LAWS(P&H)-2005-1-78

URMILA DEVI Vs. NAR SINGH

Decided On January 06, 2005
URMILA DEVI Appellant
V/S
NAR SINGH Respondents

JUDGEMENT

(1.) THIS petition filed under Article 227 of the Constitution is directed against order dated 9.10.2004 passed by the Additional District Judge, Chandigarh declining the application of the defendant-petitioner in which prayer was made for amendment of the written statement under Order VI Rule 17 of the Code of Civil Procedure, 1908 (for brevity, 'the Code'). It is appropriate to mention that the defendant-petitioner has filed an appeal against the judgment and decree dated 16.8.2001 passed by the Civil Judge (Jr. Division), Union Territory, Chandigarh in Civil Suit No. 26 of 1987 whereby the suit of the plaintiff-respondents has been decreed against the defendant- appellant. During the pendency of the appeal, prayer for amendment of the written statement has been made. The following amendments have been sought : (a) that the non-joinder of Thakurdwara by the plaintiff-respondents is fatal to the suit of the plaintiff-respondents as it was a necessary party. The aforementioned ground was sought to be set up on the plea that Thakurdwara to whom the suit property was gifted by the ancestors of the plaintiff- respondents in 19th Century and the land revenue was remitted; (b) that the property being maintained by Mahants of Bairagi Ramandi Sect and presently Mahant Sukhdass Chela Mahant Raghubir Dass Chela Mahant Laxmi Dass Mahant Chela Harnam Dass is the present Mahant and Urmila Devi is managing the suit property as member of the family of Mahants.

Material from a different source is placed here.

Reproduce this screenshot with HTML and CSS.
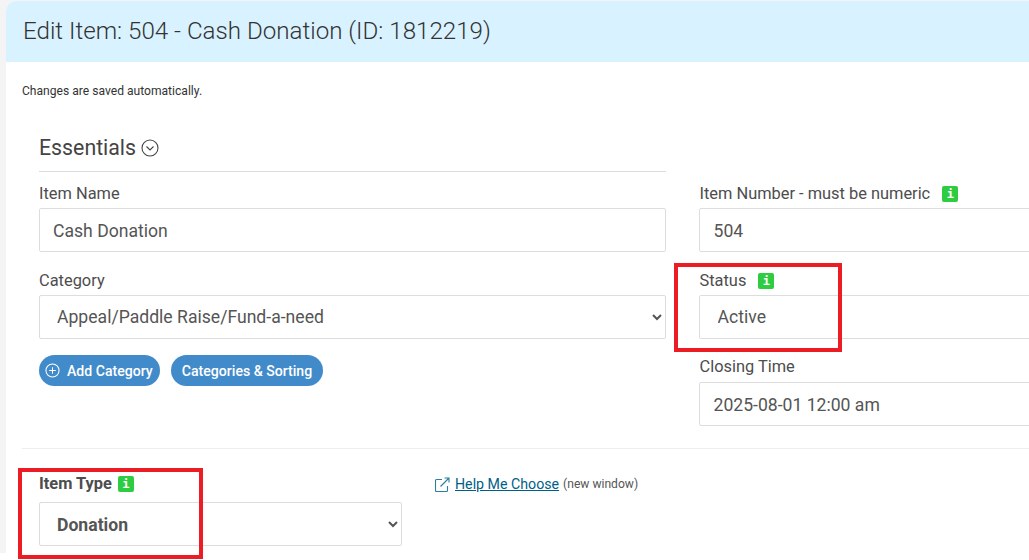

(2.) THE learned Additional District Judge considering the rival contentions has dismissed the application by recording the impugned order, the operative part of which reads as under :-

(3.) HAVING heard the learned counsel at a considerable length, I am not able to persuade myself to accept the submissions made by the learned counsel because the suit was filed in the year 1987 and after more than 14 years the judgment and decree was passed by the learned Civil Judge on 16.8.2001. Thereafter, the appeal was preferred being C.A. No. 45 on 26.9.2001. During this period, no objection with regard to requirement of impleadment of necessary party was taken nor any application was filed. However, for the first time an application was filed on 27.1.2004 when the case was posted for arguments before the learned Additional District Judge. Such a conduct does not augur well the judicial system especially when the rights of the plaintiff- respondents have crystalised. I am in agreement with the observations made by the learned Additional District Judge that the prayer made by the defendant- petitioner lacks bona fide and is a device to delay the decision of the appeal. Therefore, the instant petition is liable to be dismissed.